A filosofia prática nos convida a pensar como ato, convoca a uma qualidade de presença diferente, como corpo por onde acontecem os atravessamentos, os encontros e a busca pelo aumento de nossa potência de agir. Estes são passos importantes no caminho das práticas em Justiça Restaurativa cuja matéria prima são os conflitos. E o que são os conflitos, senão encontros que produziram ideias inadequadas? Cristalizaram acontecimentos no passado? Fixaram papéis imaginários de vítimas e agressores? E tornaram a busca por justiça num desejo mascarado de vingança?
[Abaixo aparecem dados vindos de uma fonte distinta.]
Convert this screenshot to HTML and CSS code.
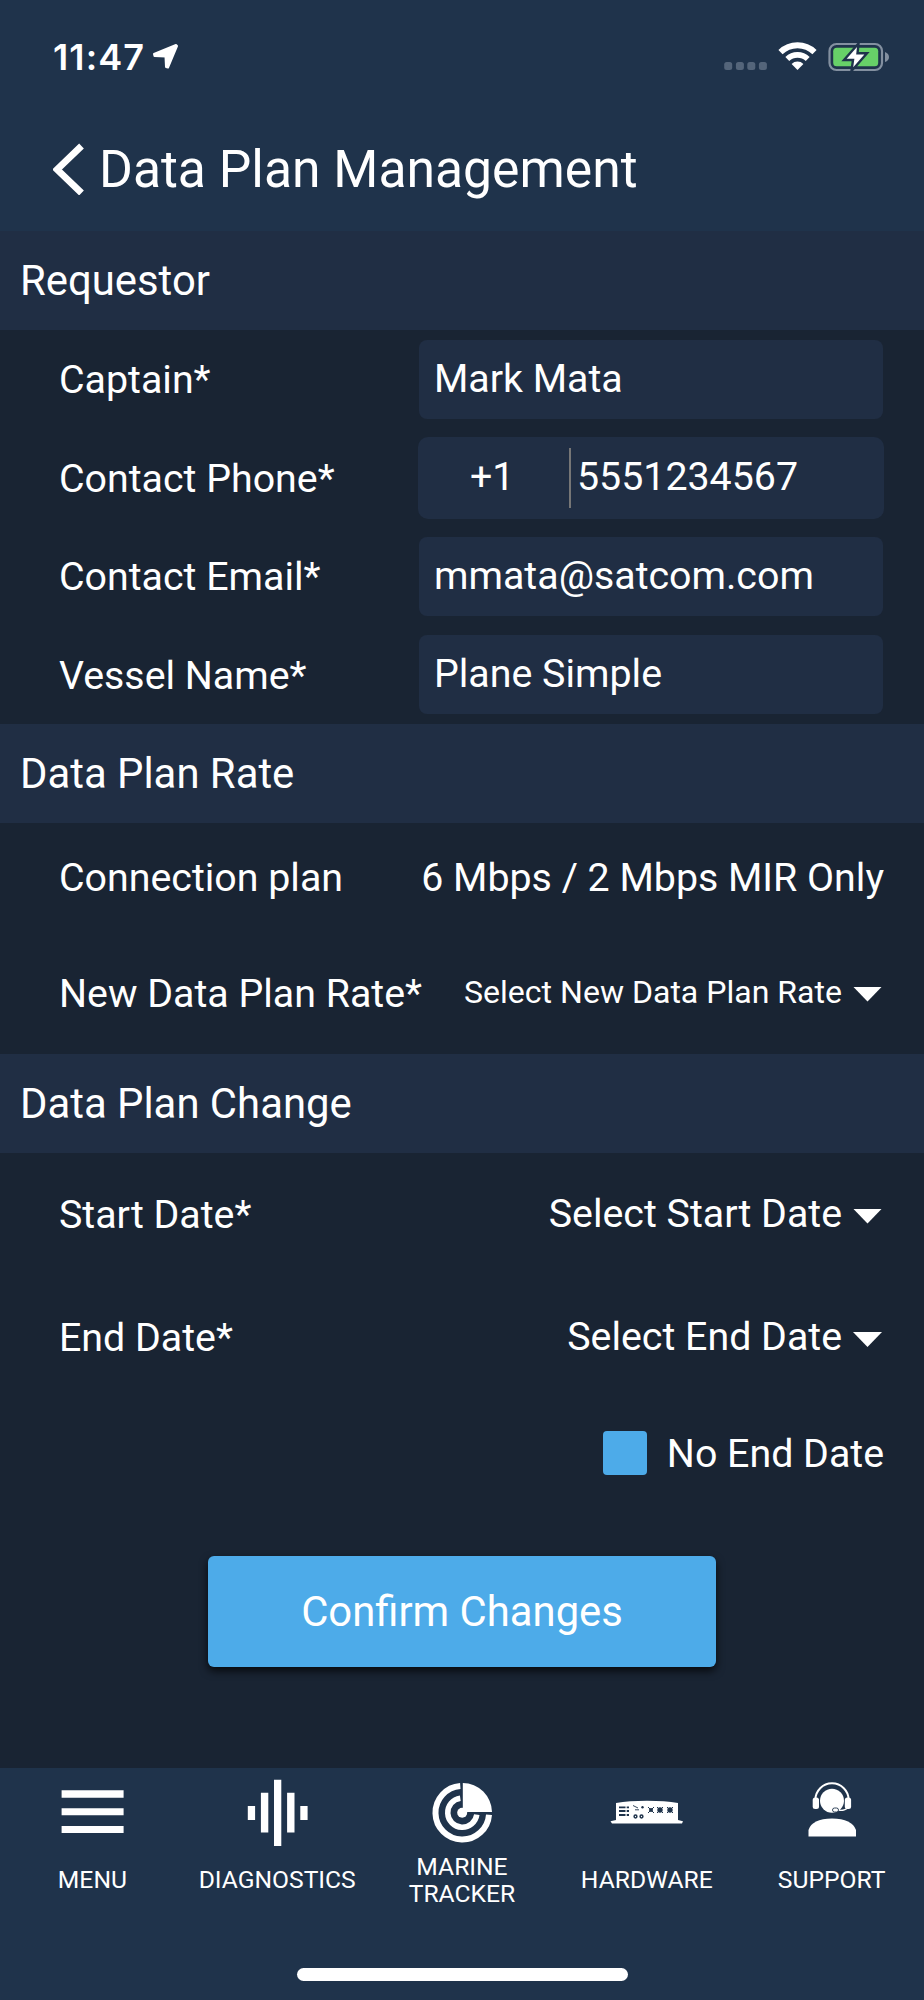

As práticas de Justiça Restaurativa, são pautadas especialmente em processos circulares, forma geométrica que confronta a lógica verticalizada, hierárquica e produtora de corpos marcados pelo poder. Serve ao encontro, à contação de histórias em um espaço seguro, à expressão da raiva e da dor, à construção de novas subjetividades que considerem o meio pelos quais foram antes construídas. E para tanto, é preciso manter um ponto de vista duplo: crítico e criativo que sustente o caos e a tensão presentes num processo circular. Certamente seria mais fácil “ensinar habilidades mágicas” ou um manual de bom senso aos facilitadores, mas isso não seria capaz de dar dimensão à complexidade dos processos e práticas de Justiça Restaurativa que vão muito além de sentar todos os envolvidos num mesmo círculo.

Aprendemos nestes encontros que nossa liberdade passa por nossa potência de agir e que no exercício ético de convivência é possível sermos co-criadores de novos mundos. De algum modo, nenhum de nós escapou da confusão e choque necessários aos novos caminhos para o pensamento e certamente, somos diferentes do que éramos antes.

Para nós, mais um aprendizado compreendendo nossa capacidade de afetar e sermos afetadas!